A few weeks ago I wrote about the premiere performances of Olivier Wevers's new dance company, Whim W'him, at On the Boards; I was unimpressed (and very much in the minority).

Sunday a new strain of commentary popped up on the subject: Spectrum choreographer Donald Byrd wondered on his blog about how Wevers's use of women in the piece changed if you knew (as some in the audience did; all you had to do to know was follow dance in Seattle) that the woman in question—who was humped, then stuffed in a trash can—was Wevers's ex-wife, and that the humper was Wevers's current husband. (Via Jeremy Barker.)

Byrd ultimately comes down on the side that this does not really feed into whether the dance was good or not, but he sure spends some time teasing it out before he does—referring to other choreographers, including Bill T. Jones, for whom biography has been an important factor (and for which he's been roundly criticized). And Byrd raises the important point that "the non-aesthetic" and the "aesthetic" continue to enjoy a terrifically uncomfortable relationship—much more uncomfortable, surely, than a dancer and the ex-husband choreographer whose company she willingly performs with.

I'm not a purist by any means. The aesthetic and the non-aesthetic are like crazy lovers: nobody else can do to them what they can do to each other.

But in this case I left the biography alone for a simple reason: For me Wevers's symbolism wasn't nuanced enough to analyze in the first place, let alone to follow its trail of crumbs into the murky zone of biography.

In other words, the lady being humped and the lady being trashed did not affect me either way because they were poetically DOA. Stuffing a lady in the trash in an affecting way would be a topic of conversation: Maybe it's misogynist, maybe not—depends entirely on the context.

That's a level of analysis it's unnecessary to do unless certain basics are met.

Here's what I did write about gender and Wevers's choreography, in case you want to take another look.

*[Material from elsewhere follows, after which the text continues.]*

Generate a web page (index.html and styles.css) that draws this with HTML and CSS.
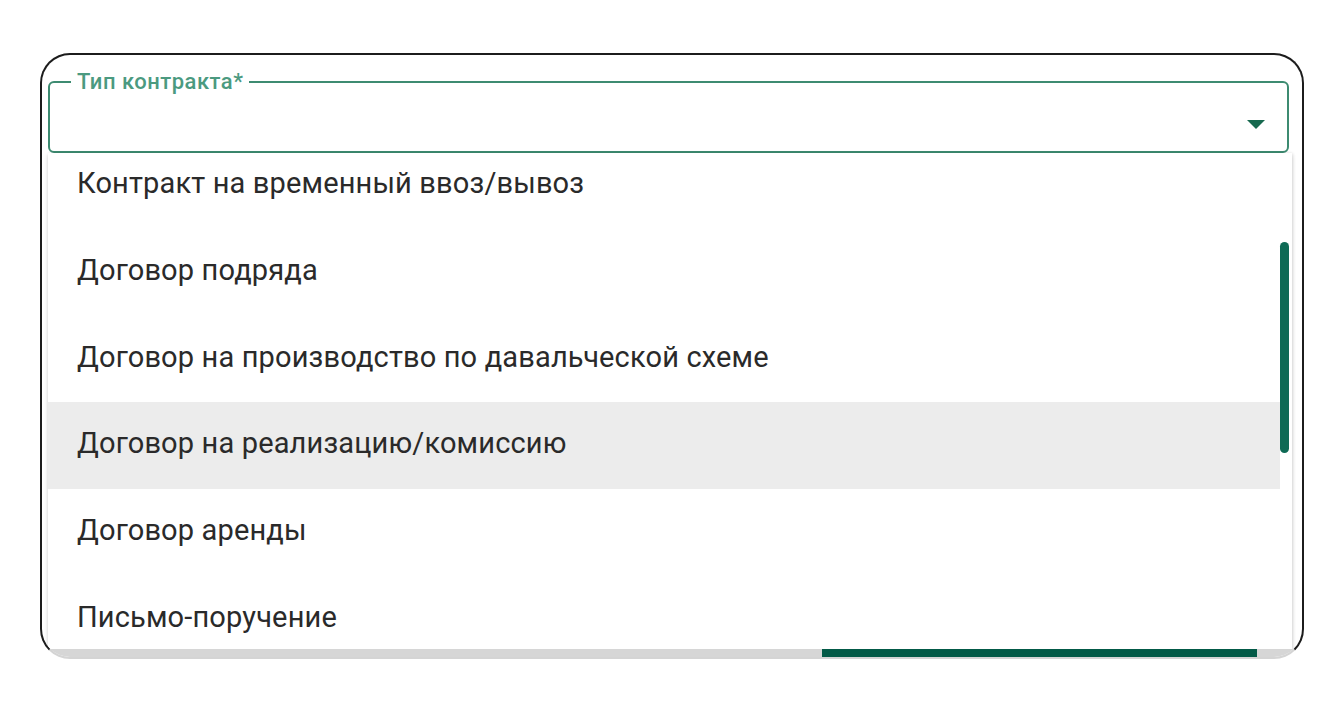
FILE: index.html
```html
<!DOCTYPE html>
<html lang="ru">
<head>
<meta charset="utf-8">
<title>Тип контракта</title>
<link rel="stylesheet" href="styles.css">
</head>
<body>
<div class="frame">
  <fieldset class="field">
    <legend class="field-label">Тип контракта*</legend>
    <div class="field-body">
      <svg class="arrow" width="18" height="9" viewBox="0 0 18 9" aria-hidden="true"><polygon points="0,0 18,0 9,9" fill="#17694f"/></svg>
    </div>
  </fieldset>
  <div class="menu">
    <div class="menu-viewport">
      <ul class="options">
        <li class="option">Контракт на временный ввоз/вывоз</li>
        <li class="option">Договор подряда</li>
        <li class="option">Договор на производство по давальческой схеме</li>
        <li class="option option-active">Договор на реализацию/комиссию</li>
        <li class="option">Договор аренды</li>
        <li class="option">Письмо-поручение</li>
      </ul>
    </div>
    <div class="scrollbar"><div class="thumb"></div></div>
  </div>
  <div class="under">
    <div class="under-button"></div>
  </div>
</div>
</body>
</html>
```
FILE: styles.css
```css
html, body {
  margin: 0;
  padding: 0;
  background: #ffffff;
}
body {
  font-family: Roboto, "Noto Sans", "Liberation Sans", sans-serif;
  padding-top: 53px;
  padding-left: 40px;
}
.frame {
  box-sizing: border-box;
  width: 1264px;
  height: 606px;
  border: 2px solid #1c1c1c;
  border-bottom: 2px solid #d4d4d4;
  border-radius: 30px;
  overflow: hidden;
  background: #ffffff;
  display: flex;
  flex-direction: column;
  padding-left: 6px;
  padding-right: 13px;
}
.field {
  box-sizing: border-box;
  margin: 16px 0 0 0;
  padding: 0 0 0 21px;
  height: 82px;
  border: 2px solid #3d8b71;
  border-radius: 6px;
  flex: none;
}
.field-label {
  padding: 0 6px;
  font-size: 22px;
  font-weight: 500;
  line-height: 22px;
  color: #4b9a80;
  letter-spacing: 0.5px;
}
.field-body {
  display: flex;
  justify-content: flex-end;
  align-items: center;
  height: 58px;
  padding-right: 22px;
}
.arrow {
  display: block;
  margin-top: 4px;
}
.menu {
  flex: none;
  height: 496px;
  display: flex;
  box-shadow: 0 2px 4px rgba(0, 0, 0, 0.18), 1px 0 3px rgba(0, 0, 0, 0.08);
  background: #ffffff;
  margin-right: -3px;
}
.menu-viewport {
  flex: 1;
  overflow: hidden;
}
.options {
  list-style: none;
  margin: -11px 0 0 0;
  padding: 0;
}
.option {
  box-sizing: border-box;
  height: 86.7px;
  display: flex;
  align-items: center;
  padding: 0 0 4px 29px;
  font-size: 29px;
  color: #2a2a2a;
  letter-spacing: 0.15px;
}
.option-active {
  background: #ececec;
}
.scrollbar {
  flex: none;
  width: 12px;
}
.thumb {
  width: 9px;
  height: 211px;
  margin-top: 89px;
  border-radius: 5px;
  background: #0e6a55;
}
.under {
  flex: none;
  height: 8px;
  margin-left: -6px;
  margin-right: -13px;
  background: #d6d6d6;
  display: flex;
  padding-left: 780px;
}
.under-button {
  width: 435px;
  height: 8px;
  background: #035a47;
}
```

After the performance, I was part of a KUOW conversation about it next door at the Sitting Room that included Wevers. Bizarrely, when I asked him how one of the dances was different when it was set on a man and a woman rather than, as in a previous incarnation, on two women, he told me the gender didn't make any difference. When I expressed disbelief (haven't we established that colorblindness/genderblindness are nothing more than forms of intellectual and imaginative disability?), he informed me that his definition of gender must simply be more fluid than mine. Hmm. I will take that challenge, Mr. Wevers, and we should discuss it further. I shall wear pants. But in the meantime, this exchange raised yet another unflattering aspect to the performance: The female dancers had plenty to do, but the character of what they did felt limited, under-explored, off. Wevers felt a little like a novelist who can't quite write women, or who isn't that interested in trying. The flip side of this is that Wevers's choreographic focus on men (as well as, recently, PNB's) is marvelous, and especially so given ballet's history of focusing on the ladies. In dance, as in the world, we've only just begun to figure out what men and women can really do, rather than what we thought they were capable of. I want more of that. A partly improvised male solo in the middle of the evening's Mozartean selection (this piece to a segment of the Requiem) was stunning.